Large language models (LLMs) are vulnerable to adversarial attacks that can bypass their safety guardrails. In many domains, adversarial training has proven to be one of the most promising methods to reliably improve robustness against such attacks. Yet, in the context of LLMs, current methods for adversarial training are hindered by the high computational costs required to perform discrete adversarial attacks at each training iteration. We address this problem by instead calculating adversarial attacks in the continuous embedding space of the LLM, which is orders of magnitudes more efficient. We propose a fast adversarial training algorithm (C-AdvUL) composed of two losses: the first makes the model robust on continuous embedding attacks computed on an adversarial behaviour dataset; the second ensures the usefulness of the final model by fine-tuning on utility data. Moreover, we introduce C-AdvIPO, an adversarial variant of IPO that does not require utility data for adversarially robust alignment. Our empirical evaluation on four models from different families (Gemma, Phi3, Mistral, Zephyr) and at different scales (2B, 3.8B, 7B) shows that both algorithms substantially enhance LLM robustness against discrete attacks (GCG, AutoDAN, PAIR), while maintaining utility. Our results demonstrate that robustness to continuous perturbations can extrapolate to discrete threat models. Thereby, we present a path toward scalable adversarial training algorithms for robustly aligning LLMs.

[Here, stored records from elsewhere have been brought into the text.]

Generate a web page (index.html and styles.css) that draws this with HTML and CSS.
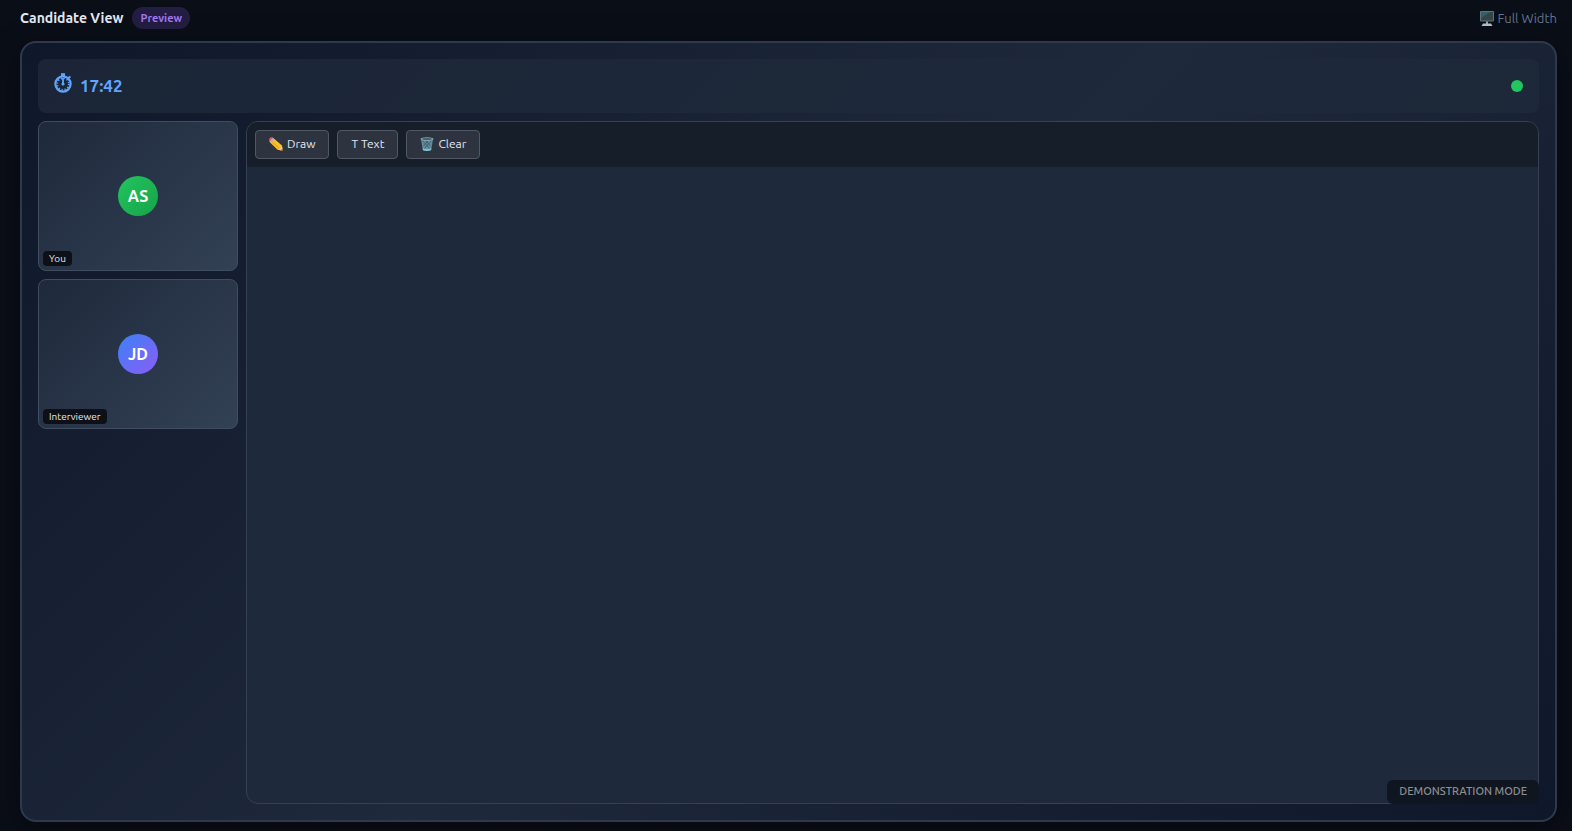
FILE: index.html
```html
<!DOCTYPE html>
<html lang="en">
<head>
  <meta charset="UTF-8">
  <title>Candidate View</title>
  <link rel="stylesheet" href="styles.css">
</head>
<body>
  <header class="page-header">
    <h1>Candidate View</h1>
    <span class="badge">Preview</span>
    <button class="width-toggle" type="button">
      <svg class="icon" viewBox="0 0 14 15" aria-hidden="true">
        <rect x="0" y="0" width="14" height="10.500" rx="1" fill="#64717d"/>
        <rect x="1" y="1" width="12" height="8.500" fill="#35464b"/>
        <path d="M1 1h9l-9 6z" fill="#35606a"/>
        <path d="M6 10.500h2V13H6z" fill="#98a8b5"/>
        <path d="M3 12.500h8l1.500 2.500h-11z" fill="#b3c0c9"/>
      </svg>
      Full Width
    </button>
  </header>

  <main class="frame">
    <div class="status-bar">
      <div class="timer">
        <svg class="timer-icon" viewBox="0 0 18 20" fill="none" stroke="currentColor" aria-hidden="true">
          <circle cx="9" cy="11" r="7.600" stroke-width="2.200"/>
          <path d="M9 4V1" stroke-width="2.600"/>
          <path d="M7 1.600h4" stroke-width="2.800"/>
          <path d="M14 5l2.500-1.500" stroke-width="2"/>
          <path d="M9 5v6" stroke-width="1.800"/>
          <circle cx="9" cy="11" r="1.600" fill="currentColor" stroke="none"/>
          <circle cx="9" cy="11" r="5.800" stroke-width="1.800" stroke-dasharray="1.200 1.837"/>
        </svg>
        <span>17:42</span>
      </div>
      <span class="status-dot"></span>
    </div>

    <div class="content">
      <div class="videos">
        <div class="video">
          <div class="avatar avatar-you">AS</div>
          <span class="video-label">You</span>
        </div>
        <div class="video">
          <div class="avatar avatar-interviewer">JD</div>
          <span class="video-label">Interviewer</span>
        </div>
      </div>

      <div class="whiteboard">
        <div class="toolbar">
          <button class="tool" type="button">
            <svg class="tool-icon" viewBox="0 0 14 14" aria-hidden="true">
              <path d="M4.500 1.200L13 8.500l.9 5.200-5.300-.9L.8 5.200z" fill="#fbc02d"/>
              <path d="M2.200 3.800l8 7.700" stroke="#f9a51a" stroke-width="1.200"/>
              <path d="M3.400 .5l2 1.700-3.400 3.900-1.800-1.800z" fill="#a9b4bd"/>
              <path d="M.6 4.600C-1 2 1.500-.8 4 .8z" fill="#f2555a"/>
              <path d="M12.800 9.500l1.100 4.200-4.300-.9z" fill="#edc59b"/>
              <path d="M13.400 11.900l.5 1.800-1.900-.4z" fill="#333"/>
            </svg>
            Draw
          </button>
          <button class="tool" type="button">T Text</button>
          <button class="tool" type="button">
            <svg class="tool-icon" viewBox="0 0 14 14" aria-hidden="true">
              <path d="M1 2h12l-1.800 11q-4.200 1.800-8.400 0z" fill="#648d9b"/>
              <path d="M3 4l7 8M6 4l4.500 5M11 4l-7 8M8 4l-4.500 5" stroke="#3c5662" stroke-width=".8"/>
              <ellipse cx="7" cy="2" rx="6.500" ry="1.800" fill="#82a9b5"/>
              <ellipse cx="7" cy="2.100" rx="5" ry="1" fill="#46616b"/>
              <path d="M2.700 11.200q4.300 1.500 8.600 0l-.3 2q-4 1.400-8 0z" fill="#7cc0d4"/>
            </svg>
            Clear
          </button>
        </div>
        <div class="canvas"></div>
      </div>
    </div>
    <div class="watermark">DEMONSTRATION MODE</div>
  </main>
</body>
</html>
```

FILE: styles.css
```css
* {
  box-sizing: border-box;
}
body {
  font-family: Ubuntu, "Noto Sans", sans-serif;
  background-color: #0a0e17;
  color: #e2e8f0;
  margin: 0;
  min-height: 100vh;
  padding: 7px 15px 9px 20px;
  display: flex;
  flex-direction: column;
  gap: 12px;
}
button {
  font-family: inherit;
  cursor: pointer;
}
.page-header {
  display: flex;
  align-items: center;
  gap: 9px;
  height: 22px;
}
h1 {
  font-size: 14px;
  font-weight: 600;
  line-height: 20px;
  margin: 0;
}
.badge {
  font-size: 11px;
  font-weight: 600;
  line-height: 14px;
  padding: 4px 8px;
  border-radius: 12px;
  color: #a078ee;
  background-color: rgba(139, 92, 246, 0.2);
}
.width-toggle {
  display: flex;
  align-items: center;
  gap: 4px;
  margin-left: auto;
  padding: 0;
  border: none;
  background: none;
  color: #64748b;
  font-size: 13px;
}
.icon {
  width: 14px;
  height: 15px;
}
.frame {
  position: relative;
  flex: 1;
  display: flex;
  flex-direction: column;
  gap: 8px;
  padding: 16px;
  border: 2px solid #2e394b;
  border-radius: 16px;
  background: linear-gradient(135deg, #0f172a 0%, #1e293b 50%, #0f172a 100%);
  box-shadow: 0 8px 32px rgba(0, 0, 0, 0.4);
}
.status-bar {
  display: flex;
  align-items: center;
  justify-content: space-between;
  height: 54px;
  padding: 0 16px;
  border-radius: 8px;
  background-color: rgba(30, 41, 59, 0.8);
}
.timer {
  display: flex;
  align-items: center;
  gap: 8px;
  padding-bottom: 2px;
  color: #60a5fa;
  font-size: 17px;
  font-weight: 600;
}
.timer-icon {
  width: 18px;
  height: 20px;
  margin-bottom: 4px;
}
.status-dot {
  width: 12px;
  height: 12px;
  border-radius: 50%;
  background-color: #22c55e;
}
.content {
  flex: 1;
  display: flex;
  gap: 8px;
}
.videos {
  display: flex;
  flex-direction: column;
  gap: 8px;
  width: 200px;
}
.video {
  position: relative;
  display: flex;
  align-items: center;
  justify-content: center;
  height: 150px;
  border: 1px solid #414d5e;
  border-radius: 8px;
  background: linear-gradient(135deg, #1e293b, #334155);
}
.avatar {
  display: flex;
  align-items: center;
  justify-content: center;
  width: 40px;
  height: 40px;
  border-radius: 50%;
  color: #fff;
  font-size: 16px;
  font-weight: 600;
}
.avatar-you {
  background: linear-gradient(135deg, #22c55e, #16a34a);
}
.avatar-interviewer {
  background: linear-gradient(135deg, #3b82f6, #8b5cf6);
}
.video-label {
  position: absolute;
  left: 4px;
  bottom: 4px;
  padding: 2px 6px;
  border-radius: 4px;
  background-color: #0d1117;
  font-size: 10px;
  line-height: 11px;
}
.whiteboard {
  flex: 1;
  display: flex;
  flex-direction: column;
  overflow: hidden;
  border: 1px solid #354153;
  border-radius: 12px;
  background-color: #1e293b;
}
.toolbar {
  display: flex;
  gap: 8px;
  padding: 8px;
  background-color: #161e29;
}
.tool {
  display: flex;
  align-items: center;
  gap: 4px;
  height: 29px;
  padding: 0 13px 2px;
  border: 1px solid #525863;
  border-radius: 4px;
  background-color: #2d3440;
  color: #e2e8f0;
  font-size: 12px;
}
.tool-icon {
  width: 14px;
  height: 14px;
}
.canvas {
  flex: 1;
}
.watermark {
  position: absolute;
  right: 16px;
  bottom: 16px;
  padding: 3px 12px 5px;
  border-radius: 6px;
  background-color: #10161f;
  color: #8b8e93;
  font-size: 11px;
  font-weight: 500;
  line-height: 16px;
}
```
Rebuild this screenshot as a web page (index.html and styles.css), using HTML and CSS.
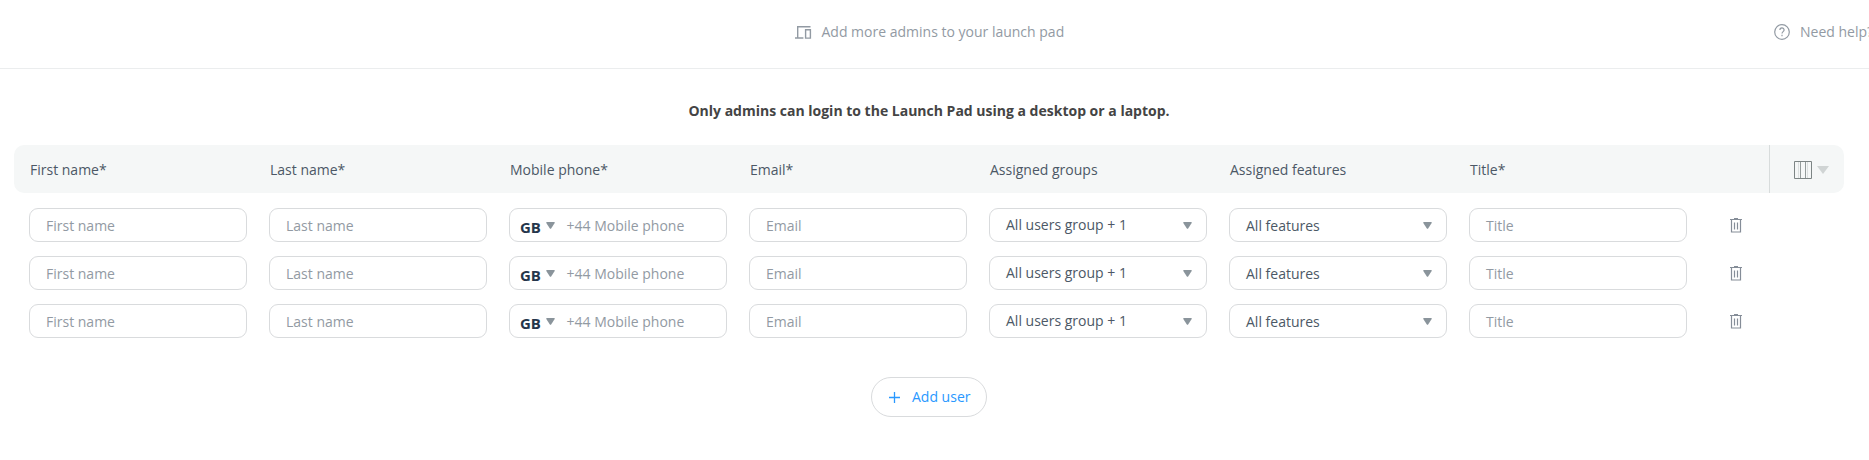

翻译：大型语言模型（LLMs）易受对抗性攻击的影响，这些攻击可能绕过其安全防护机制。在许多领域，对抗训练已被证明是可靠提升模型对此类攻击鲁棒性的最具前景的方法之一。然而，在LLMs的背景下，当前对抗训练方法受限于每次训练迭代中执行离散对抗攻击所需的高昂计算成本。我们通过转而计算LLM连续嵌入空间中的对抗攻击来解决这一问题，该方法的效率高出数个数量级。我们提出了一种快速对抗训练算法（C-AdvUL），该算法包含两个损失函数：第一个损失函数使模型在基于对抗行为数据集计算的连续嵌入攻击上具有鲁棒性；第二个损失函数通过在效用数据上进行微调来确保最终模型的实用性。此外，我们提出了C-AdvIPO，这是IPO的对抗性变体，它不需要效用数据即可实现对抗性鲁棒对齐。我们在来自不同模型家族（Gemma、Phi3、Mistral、Zephyr）和不同规模（2B、3.8B、7B）的四个模型上进行的实证评估表明，两种算法均能显著增强LLM针对离散攻击（GCG、AutoDAN、PAIR）的鲁棒性，同时保持其实用性。我们的结果表明，对连续扰动的鲁棒性可以外推至离散威胁模型。由此，我们为LLMs的鲁棒对齐提供了一条可扩展对抗训练算法的路径。